Blue Ridge Outdoors Magazine article Great Lake: Explore Lake Jocassee offers some good insight on paddling Lake Jocassee. Note that the lake tends to be windy which can make paddling long distances more difficult.
The waters of Lake Jocassee are some of the cleanest and clearest in the Southeast, providing excellent visibility. Standing atop Jump Rock, you can easily observe fish swimming through the shallow water. It’s so clear you can even go SCUBA diving at the park.
Jump Rock can be found at the end of a short trail along walk-in campsite 3. We saw several brave the 20+ feet jump, but we didn’t try it. It was, however, a great spot to swim with some shallow water near a sandy beach.
Hikes In Devil’s Fork State Park
You’ll find two hikes within Devil’s Fork State Park but only one, the Oconee Bell Nature Trail, is currently open. This 1.5 mile loop showcases a rare wildflower with gorgeous white blooms along the creek in the early spring. Starting in the parking lot near the rear of the Ranger Station, this trail is plainly marked with white blazes and winds through a predominantly hardwood forest.
The Bear Cove Trail, a 2 mile loop trail, is currently closed due to maintenance.
All in all, we had a great time camping at Devil’s Fork State Park and exploring Lake Jocassee.
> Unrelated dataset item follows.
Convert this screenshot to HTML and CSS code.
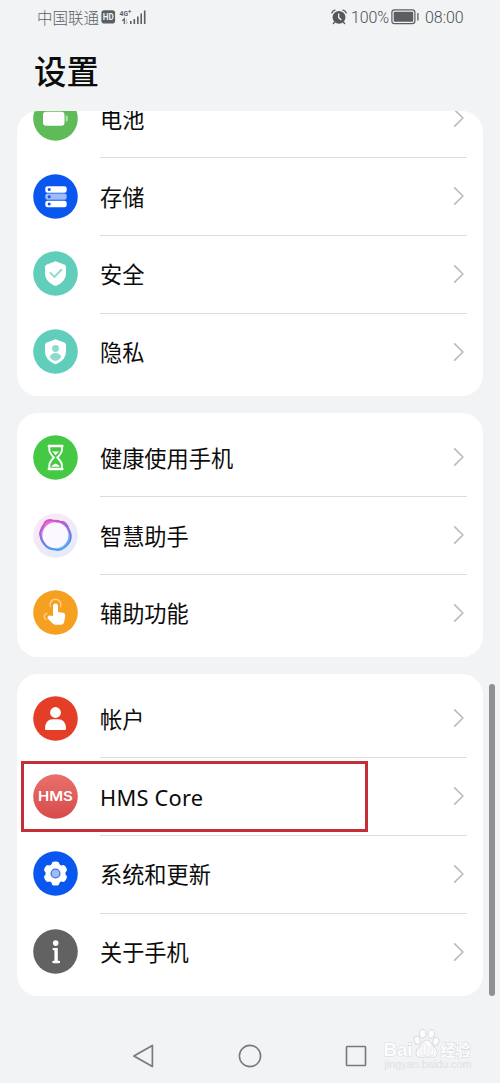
FILE: index.html
```html
<!DOCTYPE html>
<html lang="zh-CN">
<head>
<meta charset="utf-8">
<title>设置</title>
<link rel="stylesheet" href="styles.css">
</head>
<body>
<svg class="defs" width="0" height="0" aria-hidden="true">
  <defs>
    <symbol id="chevron" viewBox="0 0 12 20"><path d="M1.7 1.9 L9.9 10 L1.7 18.1" fill="none" stroke="#bbbcbd" stroke-width="1.7" stroke-linejoin="round" stroke-linecap="round"/></symbol>
    <linearGradient id="hms" x1="0" y1="0" x2="0" y2="1"><stop offset="0" stop-color="#e9706a"/><stop offset="1" stop-color="#d64b4c"/></linearGradient>
    <linearGradient id="ring" x1="0.15" y1="0.1" x2="0.8" y2="0.95"><stop offset="0" stop-color="#e04ccb"/><stop offset="0.5" stop-color="#7b6fe0"/><stop offset="1" stop-color="#41a8ec"/></linearGradient>
    <linearGradient id="halo" x1="0.2" y1="0" x2="0.7" y2="1"><stop offset="0" stop-color="#fbeaf3"/><stop offset="1" stop-color="#e5eafb"/></linearGradient>
  </defs>
</svg>
<div class="phone">
  <header class="status">
    <div class="status-left">
      <span class="carrier">中国联通</span>
      <svg class="hd" width="15" height="14" viewBox="0 0 15 14"><rect x="0.4" y="0.2" width="13.7" height="13.3" rx="2.8" fill="#5c5f62"/><text x="7.3" y="10" text-anchor="middle" textLength="11" lengthAdjust="spacingAndGlyphs" class="hd-text">HD</text></svg>
      <svg class="signal" width="28" height="18" viewBox="0 0 28 18">
        <text x="0.5" y="7.6" textLength="8.5" lengthAdjust="spacingAndGlyphs" class="net">4G</text>
        <path d="M9.2 3.4h3M10.7 1.9v3" stroke="#5c5f62" stroke-width=".8"/>
        <path d="M5.3 16v-5.2l-2 2" fill="none" stroke="#5c5f62" stroke-width="1.2"/>
        <path d="M7.3 11v4.8l1.5-1.6" fill="none" stroke="#babcbe" stroke-width="1"/>
        <path d="M11.8 16v-3M15.3 16v-5M18.8 16V8.5M22.2 16V5.5M25.7 16V2.5" stroke="#5c5f62" stroke-width="1.6"/>
      </svg>
    </div>
    <div class="status-right">
      <svg class="alarm" width="16" height="16" viewBox="0 0 16 16"><circle cx="8" cy="8.3" r="6.4" fill="#56595c"/><path d="M.8 4 Q1.7 1.6 4 1.1M15.2 4 Q14.3 1.6 12 1.1M3.7 13 L2.4 14.5M12.3 13 L13.6 14.5" fill="none" stroke="#56595c" stroke-width="1.3" stroke-linecap="round"/><path d="M7.7 4.6v4l2.7 2.4" fill="none" stroke="#f1f3f5" stroke-width="1.3"/></svg>
      <span class="percent">100%</span>
      <svg class="battery" width="29" height="16" viewBox="0 0 29 16"><rect x=".9" y=".9" width="23" height="13.7" rx="2.7" fill="none" stroke="#5c5f62" stroke-width="1.2"/><rect x="2.7" y="2.7" width="19.5" height="10.1" rx="1" fill="#5c5f62"/><path d="M26.9 4v7.5" stroke="#5c5f62" stroke-width="1.3"/></svg>
      <span class="clock">08:00</span>
    </div>
  </header>
  <h1 class="title"><span>设置</span></h1>

  <main class="list">
    <section class="card card-scrolled">
      <div class="row">
        <svg class="icon" viewBox="0 0 45 45"><circle cx="22.5" cy="22.5" r="22.3" fill="#5fbb58"/><rect x="10" y="15.7" width="21.5" height="14" rx="3.2" fill="#fff"/><rect x="32.7" y="19.5" width="2" height="6" rx=".8" fill="#b9e1b6"/></svg>
        <div class="body"><span class="label">电池</span><svg class="chev"><use href="#chevron"/></svg></div>
      </div>
      <div class="row">
        <svg class="icon" viewBox="0 0 45 45"><circle cx="22.5" cy="22.5" r="22.3" fill="#0a57f0"/><rect x="12.3" y="12.2" width="21.4" height="6.5" rx="2.2" fill="#fff"/><rect x="12.3" y="19.6" width="21.4" height="6.2" rx="2.2" fill="#9dbcf9"/><rect x="12.3" y="26.8" width="21.4" height="6.5" rx="2.2" fill="#fff"/><g fill="#0a57f0"><circle cx="16.2" cy="15.5" r="1.5"/><circle cx="16.2" cy="22.7" r="1.5"/><circle cx="16.2" cy="30" r="1.5"/></g></svg>
        <div class="body"><span class="label">存储</span><svg class="chev"><use href="#chevron"/></svg></div>
      </div>
      <div class="row">
        <svg class="icon" viewBox="0 0 45 45"><circle cx="22.5" cy="22.5" r="22.3" fill="#61cdbb"/><path d="M22.5 10.2 L31.2 13.4 Q33 14.1 33 16 V22.6 Q33 30.5 24 34.4 Q22.5 35 21 34.4 Q12 30.5 12 22.6 V16 Q12 14.1 13.8 13.4 Z" fill="#fff"/><path d="M17 21.4 L21.4 25.9 L28.8 18.2" fill="none" stroke="#8bdccd" stroke-width="2"/></svg>
        <div class="body"><span class="label">安全</span><svg class="chev"><use href="#chevron"/></svg></div>
      </div>
      <div class="row">
        <svg class="icon" viewBox="0 0 45 45"><circle cx="22.5" cy="22.5" r="22.3" fill="#61cdbb"/><path d="M22.5 10.2 L31.2 13.4 Q33 14.1 33 16 V22.6 Q33 30.5 24 34.8 Q22.5 35.5 21 34.8 Q12 30.5 12 22.6 V16 Q12 14.1 13.8 13.4 Z" fill="#fff"/><circle cx="22.5" cy="19.5" r="3.4" fill="#8bdccd"/><path d="M16.7 28 Q18.2 24 22.5 24 Q26.8 24 28.3 28 Q26 31.5 22.5 32 Q19 31.5 16.7 28Z" fill="#8bdccd"/></svg>
        <div class="body"><span class="label">隐私</span><svg class="chev"><use href="#chevron"/></svg></div>
      </div>
    </section>

    <section class="card">
      <div class="row">
        <svg class="icon" viewBox="0 0 45 45"><circle cx="22.5" cy="22.5" r="22.3" fill="#45c945"/><path d="M15.8 11 H29.4 M15.8 34 H29.4" stroke="#fff" stroke-width="2.4" stroke-linecap="round"/><path d="M16.3 11.5 V15 Q16.5 18 20.9 22.5 Q16.5 27 16.3 30 V33.5 M28.9 11.5 V15 Q28.7 18 24.3 22.5 Q28.7 27 28.9 30 V33.5" fill="none" stroke="#fff" stroke-width="1.9"/><path d="M19 16 Q22.6 17.2 26.2 16 L22.6 20.3Z M18.2 31.8 Q19 29.8 22.5 28.6 Q26 29.8 26.8 31.8Z" fill="#fff"/></svg>
        <div class="body"><span class="label">健康使用手机</span><svg class="chev"><use href="#chevron"/></svg></div>
      </div>
      <div class="row">
        <svg class="icon" viewBox="0 0 45 45"><circle cx="22.5" cy="22.5" r="22.3" fill="url(#halo)"/><circle cx="22.3" cy="22.3" r="14" fill="#faf8fe"/><g fill="none" stroke="url(#ring)"><path d="M12 8.8 Q16 5.7 20 7.6 Q24 9 29.5 8.7 Q34 9.5 35.5 16 Q39.5 22 37.2 28 Q35 31.8 30.8 35 Q27 38.6 21.5 36.3 Q14.5 36.2 12.2 31.8 Q6.2 25 7 19.5 Q10.5 14.5 12 8.8Z" stroke-width="1.5"/><circle cx="22.4" cy="22.2" r="14.2" stroke-width="2.4" stroke-opacity=".75"/><ellipse cx="22.3" cy="22" rx="15.8" ry="14" transform="rotate(35 22.3 22)" stroke-width="1"/></g></svg>
        <div class="body"><span class="label">智慧助手</span><svg class="chev"><use href="#chevron"/></svg></div>
      </div>
      <div class="row">
        <svg class="icon" viewBox="0 0 45 45"><circle cx="22.5" cy="22.5" r="22.3" fill="#f6a021"/><path d="M17.5 17.2 A5.5 5.5 0 1 1 27.4 17.2 M14.3 23.5 Q11 24 11.3 27 Q11.6 29 13.5 30" fill="none" stroke="#fbd18b" stroke-width="1.5"/><path d="M20 26 V16 A2.5 2.5 0 0 1 25 16 V22 L30 22.8 Q32.5 23.4 32.2 26 L31.1 32.3 Q30.7 34.7 28.3 34.7 H22.7 Q21 34.7 19.5 33.2 L14.8 28.8 Q14 27.2 15.3 26 Q16.3 25 17.8 25.7 Z" fill="#fff"/></svg>
        <div class="body"><span class="label">辅助功能</span><svg class="chev"><use href="#chevron"/></svg></div>
      </div>
    </section>

    <section class="card">
      <div class="row">
        <svg class="icon" viewBox="0 0 45 45"><circle cx="22.5" cy="22.5" r="22.3" fill="#e43e27"/><circle cx="22.5" cy="16.5" r="5.4" fill="#fff"/><path d="M12 33 Q12 23.3 20 23.3 H25 Q33 23.3 33 33 Q33 34 32 34 H13 Q12 34 12 33Z" fill="#fff"/></svg>
        <div class="body"><span class="label">帐户</span><svg class="chev"><use href="#chevron"/></svg></div>
      </div>
      <div class="row">
        <svg class="icon" viewBox="0 0 45 45"><circle cx="22.5" cy="22.5" r="22.3" fill="url(#hms)"/><text x="5" y="27.4" textLength="34.8" lengthAdjust="spacingAndGlyphs" class="hms-text">HMS</text></svg>
        <div class="body"><span class="label latin">HMS Core</span><svg class="chev"><use href="#chevron"/></svg></div>
        <div class="highlight"></div>
      </div>
      <div class="row">
        <svg class="icon" viewBox="0 0 45 45"><circle cx="22.5" cy="22.5" r="22.3" fill="#0a57f0"/><g fill="#fff"><circle cx="22.5" cy="22.5" r="10"/><rect x="18.6" y="10.4" width="7.8" height="24.2" rx="3.2"/><rect x="18.6" y="10.4" width="7.8" height="24.2" rx="3.2" transform="rotate(60 22.5 22.5)"/><rect x="18.6" y="10.4" width="7.8" height="24.2" rx="3.2" transform="rotate(120 22.5 22.5)"/></g><circle cx="22.5" cy="22.5" r="4.4" fill="#9dbcf9" stroke="#3c74e6" stroke-width="1.3"/></svg>
        <div class="body"><span class="label">系统和更新</span><svg class="chev"><use href="#chevron"/></svg></div>
      </div>
      <div class="row">
        <svg class="icon" viewBox="0 0 45 45"><circle cx="22.5" cy="22.5" r="22.3" fill="#626262"/><circle cx="22.7" cy="14.1" r="2.8" fill="#fff"/><path d="M20.6 20.2 H23 M20.4 33 H26" fill="none" stroke="#fff" stroke-width="2.3" stroke-linecap="round"/><path d="M23.1 19.1v14" stroke="#fff" stroke-width="3.4"/></svg>
        <div class="body"><span class="label">关于手机</span><svg class="chev"><use href="#chevron"/></svg></div>
      </div>
    </section>
  </main>

  <nav class="navbar">
    <svg width="24" height="26" viewBox="0 0 24 26"><path d="M20.4 2.5 V23.5 L1.9 13Z" fill="none" stroke="#77797b" stroke-width="1.7" stroke-linejoin="round"/></svg>
    <svg width="24" height="26" viewBox="0 0 24 26"><circle cx="12" cy="13" r="10.6" fill="none" stroke="#77797b" stroke-width="1.6"/></svg>
    <svg width="24" height="26" viewBox="0 0 24 26"><rect x="2.5" y="3.5" width="19" height="19" rx=".7" fill="none" stroke="#77797b" stroke-width="1.6"/></svg>
  </nav>
  <div class="scrollbar"></div>
  <svg class="watermark" width="100" height="50" viewBox="0 0 100 50">
    <g fill="#fcfcfd" stroke="#d9dbde" stroke-width="1">
      <text x="3.5" y="36" textLength="29" lengthAdjust="spacingAndGlyphs" class="wm-brand">Bai</text>
      <ellipse cx="37.1" cy="20.2" rx="3" ry="4.1" transform="rotate(-12 37.1 20.2)"/><ellipse cx="42.8" cy="13.7" rx="3.2" ry="4.4"/><ellipse cx="51.2" cy="14" rx="3.2" ry="4.3" transform="rotate(12 51.2 14)"/><ellipse cx="55.8" cy="21.5" rx="3" ry="4" transform="rotate(15 55.8 21.5)"/>
      <path d="M46.5 20 Q50 20 52 24.5 Q57 29 57.2 32.5 Q57.4 37.5 52.5 37.3 Q46.5 36.5 41 37.3 Q35.7 37.5 35.9 32.5 Q36 29 41 25 Q43 20 46.5 20Z"/>
      <text x="39" y="34.8" textLength="15" lengthAdjust="spacingAndGlyphs" class="wm-du">du</text>
      <text x="60.5" y="35.5" textLength="30" lengthAdjust="spacingAndGlyphs" class="wm-cn">经验</text>
    </g>
    <text x="4.5" y="48" textLength="87" lengthAdjust="spacingAndGlyphs" class="wm-url">jingyan.baidu.com</text>
  </svg>
</div>
</body>
</html>
```
FILE: styles.css
```css
* { box-sizing: border-box; }
body {
  margin: 0;
  background: #f1f3f5;
  font-family: "Noto Sans CJK SC", sans-serif;
  color: #0c0c0c;
}
.defs { position: absolute; }
.phone {
  position: relative;
  width: 500px;
  height: 1083px;
  overflow: hidden;
  display: flex;
  flex-direction: column;
}
.status {
  height: 34px;
  flex: none;
  padding: 0 36px 0 37px;
  display: flex;
  justify-content: space-between;
  align-items: center;
  color: #5c5f62;
  font-size: 15.5px;
  line-height: 34px;
}
.status-left, .status-right { display: flex; align-items: center; }
.carrier { width: 64px; white-space: nowrap; font-weight: 300; }
.signal { margin-left: 3px; }
.hd-text { font: 700 8.5px Roboto, sans-serif; fill: #f1f3f5; }
.net { font: 700 8px Roboto, sans-serif; fill: #5c5f62; }
.percent, .clock { font-family: Roboto, sans-serif; font-weight: 300; font-size: 16px; padding-top: 2px; line-height: 32px; color: #4c4f52; }
.percent { margin-left: 4px; width: 38px; letter-spacing: -0.1px; }
.battery { margin-left: 2px; margin-right: 1px; }
.clock { margin-left: 4px; width: 39px; letter-spacing: -0.05px; }
.title {
  margin: 0;
  height: 77px;
  flex: none;
  padding-left: 34px;
  font-size: 32.5px;
  font-weight: 500;
  line-height: 72px;
}
.list {
  width: 466px;
  margin-left: 17px;
  display: flex;
  flex-direction: column;
  gap: 17px;
}
.card {
  background: #fff;
  border-radius: 21px;
  padding: 5.4px 16px 5.35px;
  overflow: hidden;
}
.card-scrolled { padding-top: 0; height: 285px; }
.card-scrolled .row:first-child { margin-top: -31.4px; }
.row {
  position: relative;
  height: 77.75px;
  display: flex;
  align-items: center;
}
.icon { width: 45px; height: 45px; flex: none; }
.body {
  flex: 1;
  height: 100%;
  margin-left: 22px;
  display: flex;
  align-items: center;
  justify-content: space-between;
  box-shadow: 0 1px 0 #dcdddf;
}
.row:last-child .body { box-shadow: none; }
.label { font-size: 22.2px; line-height: 30px; margin-top: -1px; white-space: nowrap; }
.latin { font-family: "Noto Sans", sans-serif; font-size: 21.8px; letter-spacing: 0.25px; margin-top: 3px; }
.chev { width: 12px; height: 20px; margin-right: 2px; }
.hms-text { font: 600 12.8px Inter, sans-serif; fill: #fff; }
.highlight {
  position: absolute;
  left: -12px;
  top: 4px;
  width: 347px;
  height: 71px;
  border: 3px solid #c42f37;
}
.navbar {
  height: 32px;
  margin: 44px 0 0;
  padding: 0 132px;
  display: flex;
  align-items: center;
  justify-content: space-between;
}
.scrollbar {
  position: absolute;
  left: 489px;
  top: 684px;
  width: 6px;
  height: 312px;
  border-radius: 3px;
  background: #909193;
}
.watermark { position: absolute; left: 380px; top: 1020px; }
.wm-brand { font: 700 19px "Liberation Sans", sans-serif; paint-order: stroke; }
.wm-du { font: 700 14px "Liberation Sans", sans-serif; paint-order: stroke; }
.wm-cn { font: 700 15.5px "Noto Sans CJK SC", sans-serif; paint-order: stroke; }
.wm-url { font: 400 10px "Liberation Sans", sans-serif; fill: #e0e2e4; }
```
Lake Jocassee truly is a gem in the Southeast and we can’t wait to go back for a refreshing dip in its clear cool water.
With a family of four, it was admittedly difficult hauling all of our gear and accompanying “stuff” to the walk-in tent sites. For future visits, the way to go would be to rent several lakefront walk-in sites together with friends to make the close camping conditions more comfortable and thereby making the gear haul a bit more rewarding. If it’s just our family, I’ll likely reserve a standard car-camping site for our next visit unless I am lucky enough to reserve the elusive walk-in site #13!